The messages delivered by these books are also very rigid and inflexible to subjective digestion.  Gibran’s works are written in a nuanced way which allows the readers to garner the wisdom that is relevant for them at that particular time.  I am sure that if I read Gibran’s works in 20, 30 years’ time the wisdom I would take away would be different from what I take away now.

All of Gibran’s works are quite short as he wanted readers to be able to read his work in one sitting.  I would highly recommend his work for people seeking a breath of fresh air and intellectual peace from the chaos of modern society.

Monday, 4 May 2015

Leviathan (film)

Leviathan (Directed by Andrey Zvyagintsev)/2014

The Russia we see in Leviathan is unrelentingly corrupt.  It encompasses domineering and crippling political forces that are as entrenched and as overwhelming as the natural setting that opens and closes this film.  Zvyagintsev sets mood like not many other directors going around. The lighting is dim and the still shots of nature pull one into a feeling that remains throughout the rest of the movie: a feeling of helplessness in the face of powers that structure and determine the course of one’s life.

Leviathan follows the struggles of Kolya.  Kolya has lived in a modest coastal house for much of his life; it is a house built by his grandfather and handed down through the generations of his family.  The local politician is trying to take the land off him so he can use it to secure votes in some manner that is not fully clear until the end of the movie.  Koyla is a fighter that is not willing to bow down to the authorities.  He is stubborn and willing to be crushed rather than give up some of his pride.

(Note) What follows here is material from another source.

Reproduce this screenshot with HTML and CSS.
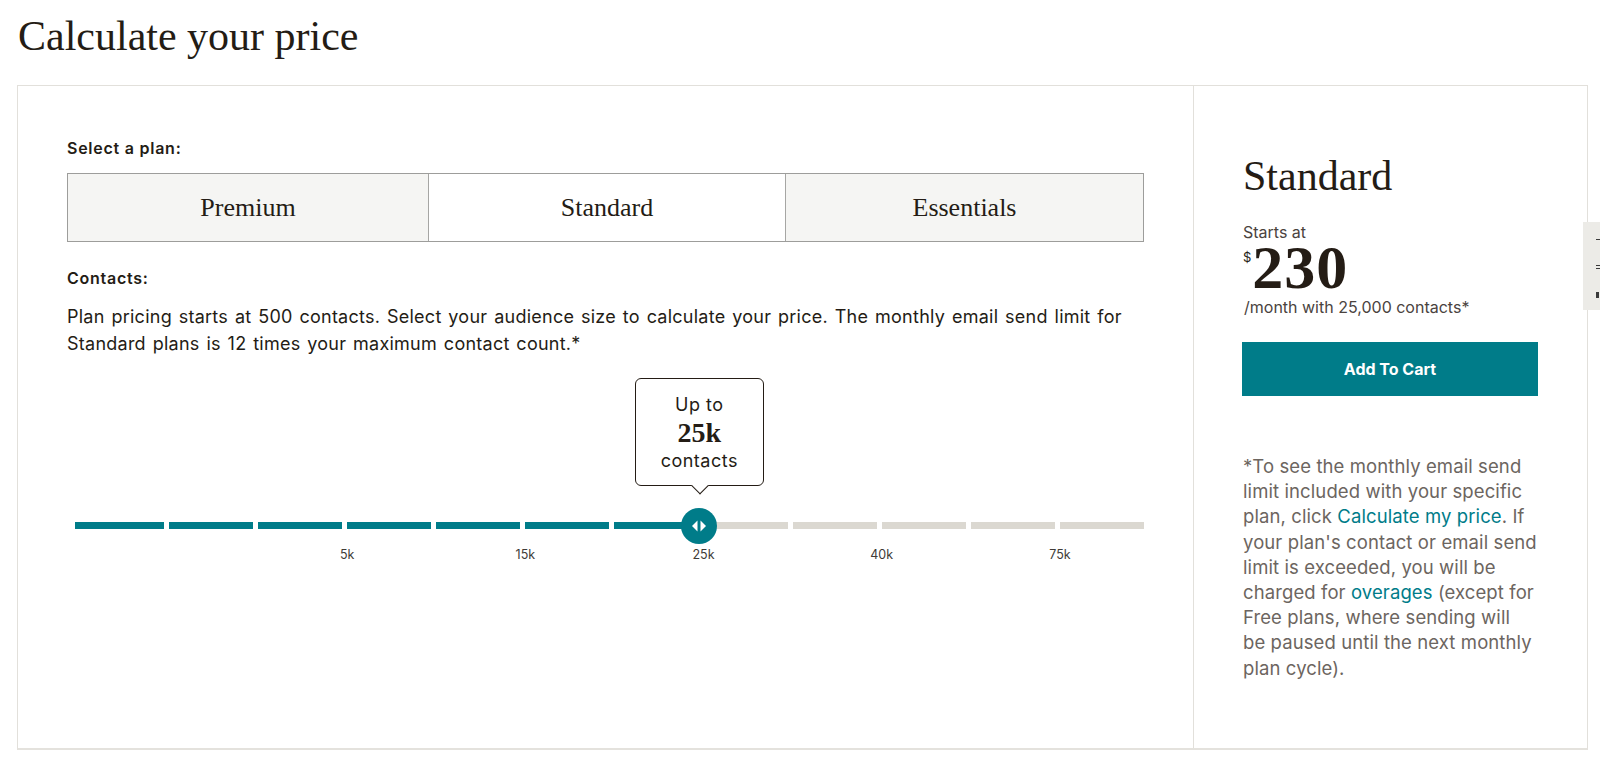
FILE: index.html
```html
<!DOCTYPE html>
<html lang="en">
<head>
<meta charset="utf-8">
<title>Calculate your price</title>
<link rel="stylesheet" href="styles.css">
</head>
<body>
  <h1 class="page-title">Calculate your price</h1>

  <section class="calc-card">
    <div class="calc-main">
      <div class="field-label">Select a plan:</div>
      <div class="plan-picker">
        <button class="plan-option">Premium</button>
        <button class="plan-option is-active">Standard</button>
        <button class="plan-option">Essentials</button>
      </div>

      <div class="field-label contacts-label">Contacts:</div>
      <p class="contacts-desc">Plan pricing starts at 500 contacts. Select your audience size to calculate your price. The monthly email send limit for Standard plans is 12 times your maximum contact count.*</p>

      <div class="slider">
        <div class="track-wrap">
          <div class="track">
            <span class="seg on"></span><span class="seg on"></span><span class="seg on"></span><span class="seg on"></span><span class="seg on"></span><span class="seg on"></span><span class="seg on"></span><span class="seg"></span><span class="seg"></span><span class="seg"></span><span class="seg"></span><span class="seg"></span>
          </div>
          <div class="tooltip" style="left: 58.4%">
            <span class="tip-line">Up to</span>
            <span class="tip-value">25k</span>
            <span class="tip-line">contacts</span>
          </div>
          <div class="thumb" style="left: 58.4%">
            <svg width="16" height="12" viewBox="0 0 16 12" aria-hidden="true"><polygon points="6.5,0.5 6.5,11.5 1,6" fill="#fff"/><polygon points="9.5,0.5 9.5,11.5 15,6" fill="#fff"/></svg>
          </div>
        </div>
        <div class="ticks">
          <span class="tick t1">5k</span>
          <span class="tick t2">15k</span>
          <span class="tick t3">25k</span>
          <span class="tick t4">40k</span>
          <span class="tick t5">75k</span>
        </div>
      </div>
    </div>

    <aside class="calc-summary">
      <h2 class="summary-plan">Standard</h2>
      <div class="starts-at">Starts at</div>
      <div class="price"><span class="currency">$</span><span class="amount">230</span></div>
      <div class="per-month">/month with 25,000 contacts*</div>
      <button class="cart-btn">Add To Cart</button>
      <p class="footnote">*To see the monthly email send limit included with your specific plan, click <a href="#">Calculate my price</a>. If your plan's contact or email send limit is exceeded, you will be charged for <a href="#">overages</a> (except for Free plans, where sending will <span class="nowrap">be paused</span> until the next monthly plan cycle).</p>
    </aside>
  </section>

  <div class="side-tab" aria-hidden="true">
    <span class="mk mk1"></span>
    <span class="mk mk2"></span>
    <span class="mk mk3"></span>
    <span class="mk mk4"></span>
  </div>
</body>
</html>
```

FILE: styles.css
```css
* { box-sizing: border-box; }

html, body {
  margin: 0;
  padding: 0;
  background: #fff;
}

body {
  font-family: "Inter", "Liberation Sans", sans-serif;
  color: #241c15;
  width: 1600px;
  height: 780px;
  overflow: hidden;
}

.page-title {
  margin: 11px 0 0 18px;
  font-family: "Liberation Serif", serif;
  font-weight: 400;
  font-size: 42px;
  line-height: 50px;
  color: #241c15;
}

.calc-card {
  margin: 24px 0 0 17px;
  width: 1571px;
  height: 665px;
  border: 1px solid #e2e0db;
  border-bottom: 2px solid #e4e2dd;
  display: grid;
  grid-template-columns: 1175px 1fr;
}

/* ---------- left column ---------- */
.calc-main {
  padding: 52px 49px 0 49px;
}

.field-label {
  font-size: 16px;
  font-weight: 600;
  line-height: 20px;
  letter-spacing: 0.75px;
  color: #241c15;
}

.plan-picker {
  margin-top: 15px;
  height: 69px;
  border: 1px solid #9d9d9b;
  display: grid;
  grid-template-columns: 360px 357px 1fr;
}

.plan-option {
  margin: 0;
  padding: 0;
  border: 0;
  border-left: 1px solid #a6a6a4;
  background: #f5f5f3;
  font-family: "Liberation Serif", serif;
  font-size: 26px;
  color: #241c15;
  cursor: pointer;
}
.plan-option:first-child { border-left: 0; }
.plan-option.is-active { background: #fff; }

.contacts-label { margin-top: 26px; }

.contacts-desc {
  margin: 15px 0 0;
  font-size: 18px;
  line-height: 27px;
  letter-spacing: 0.25px;
  word-spacing: 1.5px;
  color: #241c15;
}

/* ---------- slider ---------- */
.slider {
  padding-left: 8px;
}

.track-wrap {
  position: relative;
  padding-top: 165px;
}

.track {
  display: grid;
  grid-template-columns: 89px repeat(11, 1fr);
  column-gap: 5px;
  height: 7px;
}

.seg { background: #dbd8d1; }
.seg.on { background: #007c89; }

.thumb {
  position: absolute;
  top: 150.5px;
  width: 36px;
  height: 36px;
  margin-left: -18px;
  border-radius: 50%;
  background: #007c89;
  display: flex;
  align-items: center;
  justify-content: center;
}

.tooltip {
  position: absolute;
  top: 21px;
  width: 129px;
  height: 108px;
  margin-left: -64.5px;
  padding-top: 11.5px;
  border: 1.5px solid #241c15;
  border-radius: 6px;
  background: #fff;
  display: flex;
  flex-direction: column;
  align-items: center;
}

.tooltip::after {
  content: "";
  position: absolute;
  left: 50%;
  bottom: -6.5px;
  width: 11px;
  height: 11px;
  margin-left: -5.5px;
  background: #fff;
  border-right: 1.5px solid #241c15;
  border-bottom: 1.5px solid #241c15;
  transform: rotate(45deg);
}

.tip-line {
  font-size: 18px;
  line-height: 28px;
  letter-spacing: 0.5px;
  color: #241c15;
}

.tip-value {
  font-family: "Liberation Serif", serif;
  font-weight: 700;
  font-size: 28px;
  line-height: 28px;
  color: #241c15;
}

.ticks {
  margin-top: 18px;
  display: grid;
  grid-template-columns: 89px repeat(11, 1fr);
  column-gap: 5px;
}

.tick {
  grid-row: 1;
  padding-left: 5px;
  text-align: center;
  font-size: 12.5px;
  line-height: 16px;
  color: #403b37;
}
.t1 { grid-column: 3 / span 2; }
.t2 { grid-column: 5 / span 2; }
.t3 { grid-column: 7 / span 2; }
.t4 { grid-column: 9 / span 2; }
.t5 { grid-column: 11 / span 2; }

/* ---------- right column ---------- */
.calc-summary {
  border-left: 1px solid #e2e0db;
  padding: 65px 46px 0 49px;
}

.summary-plan {
  margin: 0;
  font-family: "Liberation Serif", serif;
  font-weight: 400;
  font-size: 42px;
  line-height: 50px;
  color: #241c15;
}

.starts-at {
  margin-top: 21px;
  font-size: 16px;
  line-height: 20px;
  color: #4a433e;
}

.price {
  display: flex;
  align-items: flex-start;
  height: 50px;
}

.currency {
  margin-top: 9px;
  font-size: 13px;
  line-height: 13px;
  color: #241c15;
}

.amount {
  margin-left: 1px;
  font-family: "Liberation Serif", serif;
  font-weight: 700;
  font-size: 62px;
  line-height: 50px;
  letter-spacing: 1px;
  color: #241c15;
}

.per-month {
  margin-top: 5px;
  padding-left: 1px;
  font-size: 16px;
  line-height: 20px;
  color: #4a433e;
}

.cart-btn {
  display: block;
  margin: 25px 0 0 -1px;
  width: 296px;
  height: 54px;
  border: 0;
  background: #007c89;
  color: #fff;
  font-family: "Inter", "Liberation Sans", sans-serif;
  font-weight: 700;
  font-size: 16px;
  cursor: pointer;
}

.footnote {
  margin: 58px 0 0;
  font-size: 18.5px;
  line-height: 25.2px;
  letter-spacing: 0.1px;
  color: #6c6560;
}

.footnote a {
  color: #007c89;
  text-decoration: none;
}

.nowrap { white-space: nowrap; }

/* ---------- side feedback tab ---------- */
.side-tab {
  position: fixed;
  right: 0;
  top: 222px;
  width: 17px;
  height: 88px;
  background: #ecebe7;
}

.mk {
  position: absolute;
  background: #3a3a3a;
}
.mk1 { left: 13px; top: 17px; width: 4px; height: 1px; }
.mk2 { left: 13px; top: 43px; width: 4px; height: 1px; }
.mk3 { left: 13px; top: 46px; width: 4px; height: 1px; }
.mk4 { left: 13px; top: 70px; width: 3px; height: 6px; }
```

Koyla takes the local government to court to argue his case.  He is defended by his friend from the army, Dmitri. The legal system we find is one that is swamped in bureaucracy but with no concern for the disempowered.  It engages in a Kafka-esque trickery of overwhelming people with technical jargon and ostentatiousness.  It ultimately prostitutes the due process to reach a verdict that affirms the powerful.

The local politician is a fat, greedy, alcoholic called Vadim. We find that he can act outside of the realm of police scrutiny and his only real threat is falling out with those even closer to the throne. At one point he arrives at Kolya’s house drunk to remind him that it is he who has the power, and if Kolya does not willingly move he will be crushed like the insect he is.

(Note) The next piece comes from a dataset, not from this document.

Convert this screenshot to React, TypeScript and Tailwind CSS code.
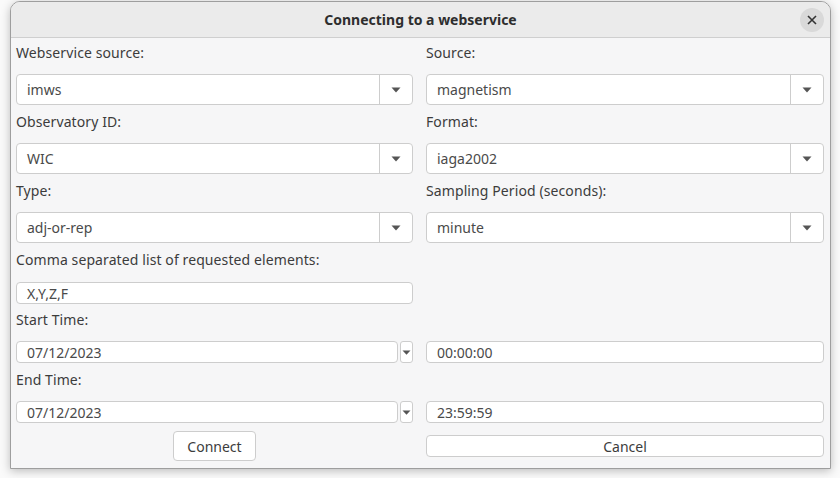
import React from "react";

const font = { fontFamily: '"Noto Sans", "Open Sans", sans-serif' };

function Arrow() {
  return (
    <svg width="10" height="6" viewBox="0 0 10 6">
      <path d="M0.5 0.5 L9.5 0.5 L5 5.5 Z" fill="#555555" />
    </svg>
  );
}

function Combo({ value }: { value: string }) {
  return (
    <div className="flex h-[31px] rounded-[4px] border border-[#cdcdcd] bg-white">
      <div className="flex flex-1 items-center pl-[10px] text-[14px] text-[#4a4a4a]">{value}</div>
      <div className="flex w-[33px] items-center justify-center border-l border-[#cdcdcd]">
        <Arrow />
      </div>
    </div>
  );
}

function Label({ text }: { text: string }) {
  return <div className="flex h-[28px] items-center text-[14px] tracking-[0.1px] text-[#3c3c3c]">{text}</div>;
}

function Field({ value }: { value: string }) {
  return (
    <div className="flex h-[22px] items-center rounded-[4px] border border-[#cdcdcd] bg-white pl-[10px] text-[14px] text-[#4a4a4a]">
      {value}
    </div>
  );
}

function DateRow({ value }: { value: string }) {
  return (
    <div className="flex h-[22px] gap-[2px]">
      <div className="flex flex-1 items-center rounded-[4px] border border-[#cdcdcd] bg-white pl-[10px] text-[14px] text-[#4a4a4a]">
        {value}
      </div>
      <div className="flex w-[13px] items-center justify-center rounded-[3px] border border-[#cdcdcd] bg-white">
        <svg width="9" height="5" viewBox="0 0 9 5">
          <path d="M0.5 0.5 L8.5 0.5 L4.5 4.8 Z" fill="#555555" />
        </svg>
      </div>
    </div>
  );
}

export default function App() {
  return (
    <div className="h-[478px] w-[840px] bg-[#fafafa] pl-[10px] pt-[1px]" style={font}>
      <div className="flex h-[468px] w-[821px] flex-col overflow-hidden rounded-t-[10px] border border-[#9e9e9e] bg-[#f6f6f7] shadow-[0_2px_10px_rgba(0,0,0,0.25)]">
        <div className="relative flex h-[36px] shrink-0 items-center justify-center border-b border-[#cfcfcf] bg-[#ebebeb]">
          <span className="text-[14px] font-bold text-[#2e2e2e]">Connecting to a webservice</span>
          <div className="absolute right-[6px] top-[6px] flex h-[24px] w-[24px] items-center justify-center rounded-full bg-[#d9d9d9]">
            <svg width="10" height="10" viewBox="0 0 10 10">
              <path d="M1 1 L9 9 M9 1 L1 9" stroke="#333" strokeWidth="1.6" />
            </svg>
          </div>
        </div>
        <div className="grid grid-cols-[397px_398px] gap-x-[13px] px-[5px]">
          <div className="flex flex-col">
            <Label text="Webservice source:" />
            <div className="mt-[8px]"><Combo value="imws" /></div>
            <div className="mt-[2px]"><Label text="Observatory ID:" /></div>
            <div className="mt-[8px]"><Combo value="WIC" /></div>
            <div className="mt-[2px]"><Label text="Type:" /></div>
            <div className="mt-[8px]"><Combo value="adj-or-rep" /></div>
            <div className="mt-[2px]"><Label text="Comma separated list of requested elements:" /></div>
            <div className="mt-[9px]"><Field value="X,Y,Z,F" /></div>
            <div className="mt-[1px]"><Label text="Start Time:" /></div>
            <div className="mt-[8px]"><DateRow value="07/12/2023" /></div>
            <div className="mt-[2px]"><Label text="End Time:" /></div>
            <div className="mt-[8px]"><DateRow value="07/12/2023" /></div>
            <div className="mt-[8px] flex h-[30px] justify-center">
              <div className="flex w-[83px] items-center justify-center rounded-[4px] border border-[#cdcdcd] bg-white text-[14px] text-[#3c3c3c]">
                Connect
              </div>
            </div>
          </div>
          <div className="flex flex-col">
            <Label text="Source:" />
            <div className="mt-[8px]"><Combo value="magnetism" /></div>
            <div className="mt-[2px]"><Label text="Format:" /></div>
            <div className="mt-[8px]"><Combo value="iaga2002" /></div>
            <div className="mt-[2px]"><Label text="Sampling Period (seconds):" /></div>
            <div className="mt-[8px]"><Combo value="minute" /></div>
            <div className="mt-[2px] h-[28px]" />
            <div className="mt-[9px] h-[22px]" />
            <div className="mt-[1px] h-[28px]" />
            <div className="mt-[8px]"><Field value="00:00:00" /></div>
            <div className="mt-[2px] h-[28px]" />
            <div className="mt-[8px]"><Field value="23:59:59" /></div>
            <div className="mt-[8px] flex h-[30px] items-center">
              <div className="flex h-[22px] w-full items-center justify-center rounded-[4px] border border-[#cdcdcd] bg-white text-[14px] text-[#3c3c3c]">
                Cancel
              </div>
            </div>
          </div>
        </div>
      </div>
    </div>
  );
}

The more intriguing aspect of Leviathan is the role religion plays.  The Russian Orthodox Church is shown to act in co-operation with the corrupt politicians. One of the most ironic parts of the movie is the different advice that the priest gives Kolya and Vadim. To Kolya he advises to accept the evils of life and not question why they happen; he should look to the book of Job to see how the Bible never promised a life of happiness while on earth. In contrast, he tells Vadim that he must use the power he has and not question his own actions as there is a greater good: enhancing the church’s presence. In essence, self-interest is disguised in religious statements as the priest subtlety bends Vadim to his will.

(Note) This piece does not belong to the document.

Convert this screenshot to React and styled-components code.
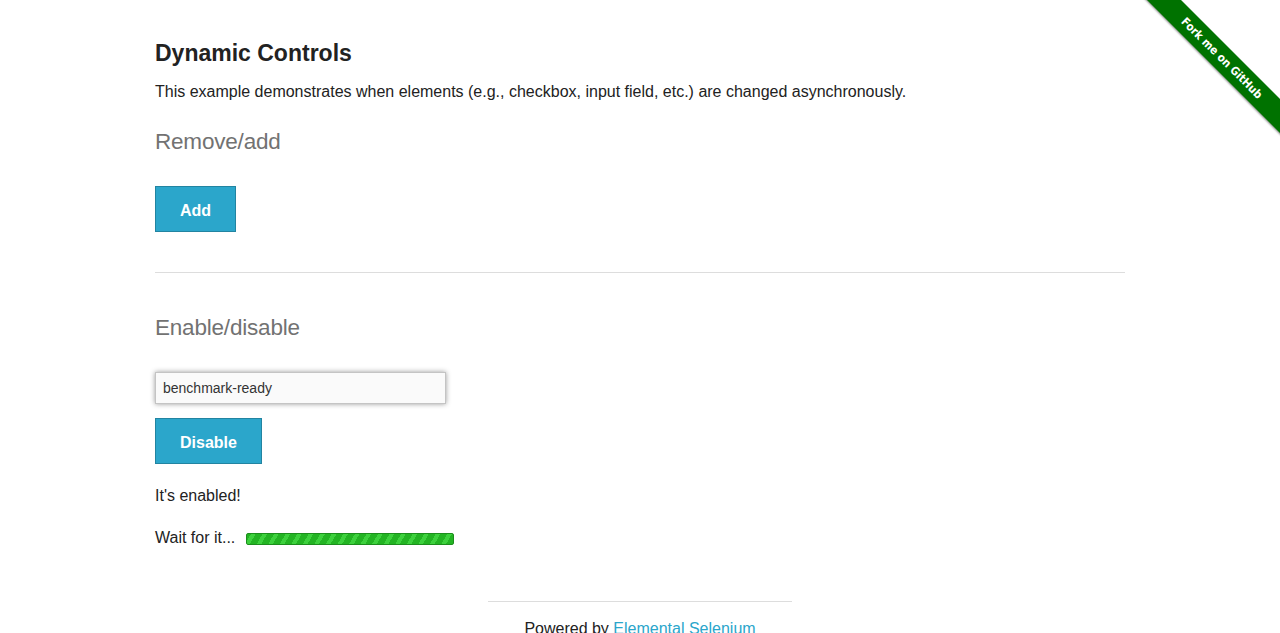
import React from 'react'
import styled, { createGlobalStyle } from 'styled-components';

const GlobalStyle = createGlobalStyle`
  body {
    margin: 0;
    background: #fff;
    color: #222;
    font-family: "Liberation Sans", Arial, sans-serif;
  }
`;

const App = () => {
  return (
    <>
      <GlobalStyle />
      <Page>
        <Content>
          <Title>Dynamic Controls</Title>
          <Lead>
            This example demonstrates when elements (e.g., checkbox, input field, etc.) are changed asynchronously.
          </Lead>

          <SectionTitle>Remove/add</SectionTitle>
          <Button type='button'>Add</Button>

          <Divider />

          <SectionTitle>Enable/disable</SectionTitle>
          <TextInput type='text' defaultValue='benchmark-ready' />
          <Button type='button'>Disable</Button>
          <Message>It's enabled!</Message>
          <Loading>
            Wait for it...
            <ProgressBar />
          </Loading>
        </Content>

        <Footer>
          <FooterRule />
          <FooterText>
            Powered by <FooterLink href='#'>Elemental Selenium</FooterLink>
          </FooterText>
        </Footer>
      </Page>

      <Ribbon>
        <RibbonBand>Fork me on GitHub</RibbonBand>
      </Ribbon>
    </>
  )
}

const Page = styled.div`
  width: 970px;
  margin: 0 auto;
  padding-top: 40px;
`;

const Content = styled.div`
  display: flex;
  flex-direction: column;
  align-items: flex-start;
`;

const Title = styled.h3`
  margin: 0;
  font-size: 23px;
  line-height: 26px;
  font-weight: 700;
  color: #222;
`;

const Lead = styled.p`
  margin: 14px 0 0;
  font-size: 16px;
  line-height: 24px;
`;

const SectionTitle = styled.h4`
  margin: 25px 0 31px;
  font-size: 22.5px;
  line-height: 26px;
  font-weight: 400;
  color: #727272;
  letter-spacing: -0.2px;
`;

const Button = styled.button`
  box-sizing: border-box;
  height: 46px;
  padding: 3px 24px 0;
  background: #2ba6cb;
  border: 1px solid #2284a1;
  color: #fff;
  font-family: "Liberation Sans", Arial, sans-serif;
  font-size: 16px;
  font-weight: 700;
  cursor: pointer;
`;

const Divider = styled.hr`
  align-self: stretch;
  margin: 40px 0 17px;
  border: 0;
  border-top: 1px solid #ddd;
`;

const TextInput = styled.input`
  box-sizing: border-box;
  width: 291px;
  height: 32px;
  margin: 0 0 14px;
  padding: 0 7px;
  border: 1px solid #c4c4c4;
  background: #fafafa;
  box-shadow: 0 0 5px #999;
  font-family: "Liberation Sans", Arial, sans-serif;
  font-size: 14px;
  color: #333;
  outline: none;
`;

const Message = styled.p`
  margin: 20px 0 0;
  font-size: 16px;
  line-height: 24px;
`;

const Loading = styled.div`
  display: flex;
  align-items: center;
  gap: 11px;
  margin-top: 18px;
  font-size: 16px;
  line-height: 24px;
`;

const ProgressBar = styled.div`
  box-sizing: border-box;
  width: 208px;
  height: 12px;
  margin-top: 2px;
  border: 1px solid #1c8e1c;
  border-radius: 2px;
  background: repeating-linear-gradient(
    -60deg,
    #23b423 0 6px,
    #3dd13d 6px 10px
  );
`;

const Footer = styled.div`
  display: flex;
  flex-direction: column;
  align-items: center;
  margin-top: 51px;
`;

const FooterRule = styled.hr`
  width: 304px;
  margin: 0;
  border: 0;
  border-top: 1px solid #ddd;
`;

const FooterText = styled.div`
  margin-top: 17px;
  font-size: 16px;
  line-height: 20px;
`;

const FooterLink = styled.a`
  color: #2ba6cb;
  text-decoration: none;
`;

const Ribbon = styled.div`
  position: absolute;
  top: 0;
  right: 0;
  width: 149px;
  height: 149px;
  overflow: hidden;
  pointer-events: none;
`;

const RibbonBand = styled.div`
  position: absolute;
  top: 46px;
  right: -42px;
  width: 200px;
  height: 24px;
  line-height: 24px;
  transform: rotate(45deg);
  background: #007200;
  box-shadow: 0 1px 2px rgba(0, 0, 0, 0.45);
  color: #fff;
  text-align: center;
  font-family: "Liberation Sans Narrow", "DejaVu Sans Condensed", sans-serif;
  font-size: 11.5px;
  font-weight: 700;
`;

export default App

The word Leviathan is better known as Thomas Hobbes’ great work of political theory, in which he advocated the continuance of monarchy to control the evil sentiments of humanity.  Obviously, this is open to exploitation when there are no structural forces in place to keep it at check.

Leviathan also appears much earlier in history in the Old Testament where Job in particular speaks of the great power of a sea monster that he deems not worth fighting. The question of whether Kolya should have just accepted his fate and resigned is a question that anyone taking on great power structures would identify with.

The strange fact about this movie is that it was partially funded by the Russian Government. It leaves the question, as to why the Russian Government would want to fund something that seems to be a complete criticism of how it is; maybe because Zvyagintsev presents religion in an equal or even worse light. The other possibility is that in funding this movie the Russian Government wanted to tell the world that there is no great structural beast rather people acting for their own individual ends.